Le résultat est connu : la rhétorique du terrorisme et de la sécurité nationale est déployée pour discipliner les discours qui, d’un point de vue éthique et politique, remettent en question le statu quo. Et il est utile de rappeler ici que le terme « terrorisme » n'est pas seulement une catégorie descriptive ; c'est avant tout un outil prescriptif. Qualifier quelque chose de « terrorisme » produit un effet immédiat : un répertoire de pratiques répressives — censure, persécution, détention, déportation, voire violence physique — est activé, légitimé par l’existence d’une menace construite et acceptée sans plus de questionnement.

D'un point de vue discursif, le « terrorisme » fonctionne comme une marque d'exclusion. Il désigne l'« autre » — le barbare, le sauvage, l'ennemi intérieur — et l'expulse symboliquement de la communauté politique. Une fois déshumanisé, tout acte contre lui devient non seulement légitime, mais nécessaire à la préservation de l'ordre.

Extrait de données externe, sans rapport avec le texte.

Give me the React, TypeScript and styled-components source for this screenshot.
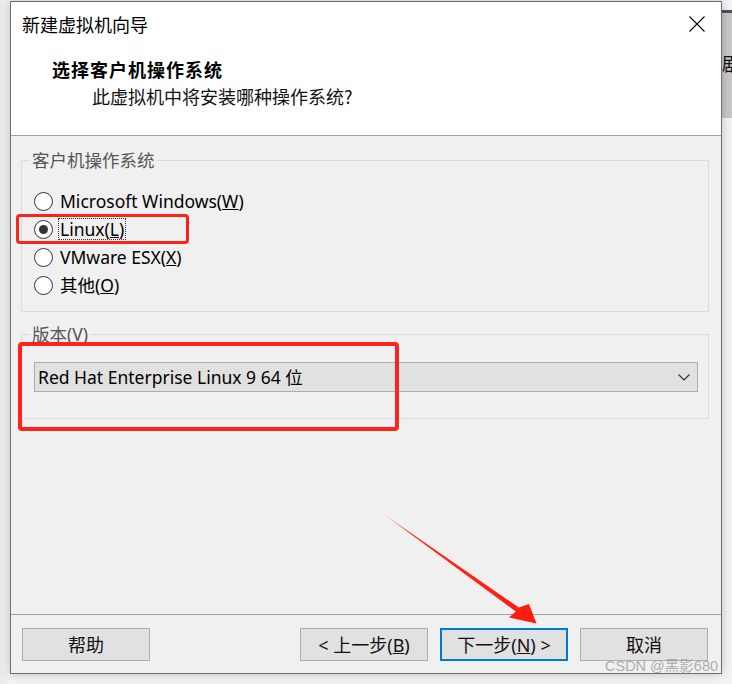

Ce qui se passe aujourd'hui dans les universités américaines n'est donc pas un simple conflit entre liberté académique et gestion institutionnelle. C'est le symptôme visible d'une dérive plus profonde, où des concepts tels que « terrorisme », « antisémitisme » ou même « sécurité » sont utilisés pour justifier l'exclusion systématique des voix critiques, surtout lorsqu'elles proviennent d'étudiants ou d'universitaires musulmans ou solidaires de la cause palestinienne. Sous une rhétorique d'ordre, de neutralité et de tolérance, un régime de surveillance idéologique est en train de se configurer, redéfinissant les frontières de ce qui est dicible et pensable dans le milieu universitaire.

Il ne s'agit pas d'un phénomène isolé ou conjoncturel. C'est une partie d'une offensive mondiale contre toute forme de dissidence qui remet en question les piliers du pouvoir géopolitique occidental. L'activisme palestinien — en raison de sa densité historique, éthique et politique — est devenu, dans ce contexte, une cible prioritaire.